La parte de arriba de la avenida ya era otro mundo: bares abiertos, restaurantes abiertos, alguna chica esperando clientes en la esquina de Salta. Casi en la esquina de Callao, Milanesa King cumplía su palabra de seguir abierto las 24 horas y emitía un maravilloso olor. La marcha se ralentaba, se curvaba visiblemente hacia la vidriera del comedero. En la puerta, un manifestante meditaba: un hombre pequeño, de traje negro, melena blanca hasta el hombro, bigote de mosquetero y galera de terciopelo. Finalmente decidió cumplir con su deber y seguir la marcha. Que fue corta. La amplia bocacalle de Rivadavia, Entre Ríos y Callao paró la caminata. La escalinata del Congreso estaba vallada, con dos líneas de policías de casco y escudo pero sin Itaka ni lanzagases. En la esquina de Corrientes, una multitud de patrulleros y celulares. La gente parada, cantando, puteando a la federal, esa “vergüenza nacional”. Muchos aprovecharon el momento para entrar al bar del hotel Dos Congresos, otra vez transformado en primera fila de un cacerolazo, para tomarse un cafecito. En la ochava, una quinceañera sentada en el cordón de la vereda mirando a un ciclista pintón. Al lado, una abuela de anorak y shorts militares, golpeando su ollita.
La cosa había terminado, realmente, y la marcha se dividió entre los que se fueron a casa y los que querían seguirla. El resultado fue una manifestación más chica y juvenil, que armó una fogata y un baile a capela –una ronda al compás “del que no salta es un botón”–, con algunos cohetes. Ya hacía frío, y las banderas le servían de abrigo a las chicas, emponchadas patrióticamente. Los canas en la escalinata miraban el show casi agradecidos: al fin pasaba algo, al fin había show.
A las dos y media en punto, una detonación. Algunos empiezan a correr, pero paran enseguida y miran por arriba del hombro. Un pibe de gorrita, magro y morocho, le había tirado al cordón policial una bomba de estruendo que, en los nervios, sonaba igualito que un escopetazo. “¿Que raro que no tiren gases, no?” pregunta una chica jovencísima que admite que es su primera manifestación y “no sé qué hacen en estos casos”. El baile sigue.

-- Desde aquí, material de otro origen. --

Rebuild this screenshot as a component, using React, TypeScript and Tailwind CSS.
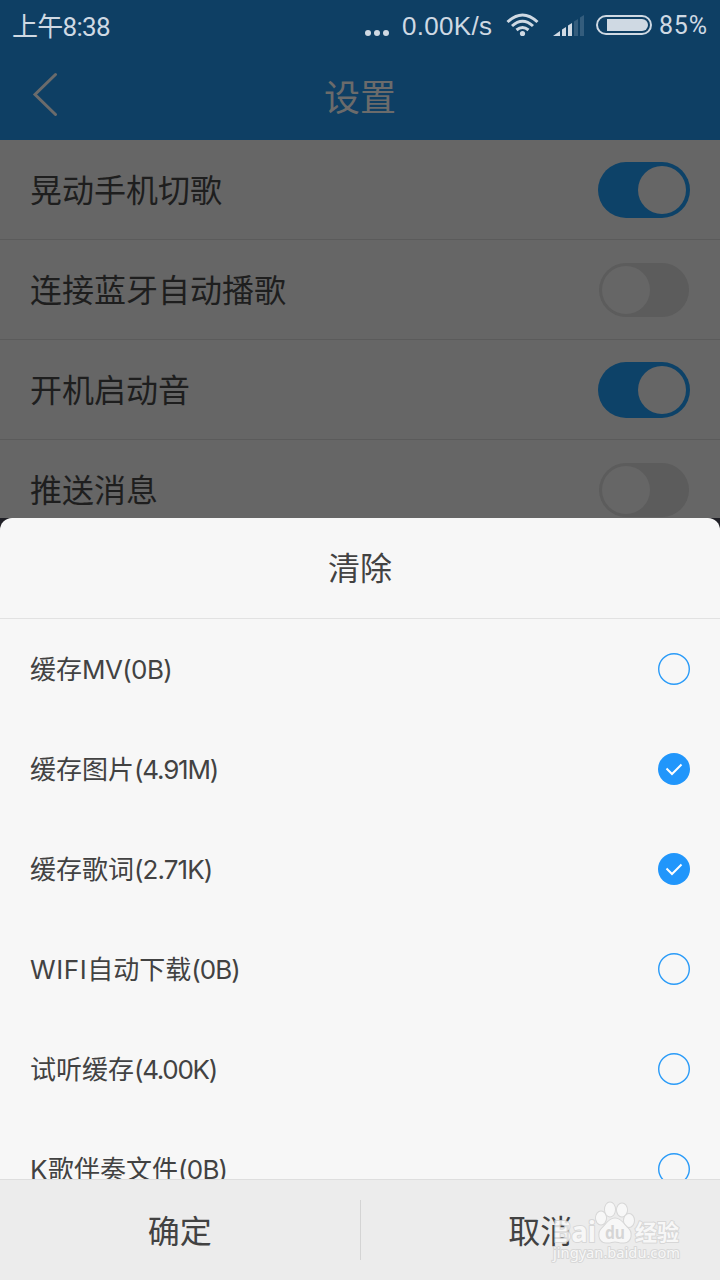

Pero quince minutos después, otra corrida. El pibe de gorrita corriendo como el viento, perseguido por cien personas, una mujer que grita con un bebé en brazos, una nube de camarógrafos. Finalmente es capturado, zamarreado, acusado de provocador. “Hijo de puta, ponés en riesgo a mi bebé”, gritaba la mujer. El chico le había tirado una botella a la policía y ahora esperaba manso la decisión de la multitud. Todo lo que recibió fue una suave patada en el culo y una advertencia: no vuelvas.
Y así se acabó. El fuego ya olía a asfalto, bailaban cada vez menos chicos, ellas tenían frío, hasta el perro negro y berreta que ladraba con el ruido ya estaba cansado. Eran bien pasadas las tres y la policía terminó el día con un expediente más que simple: abrió el tránsito. Y al final se fue el último.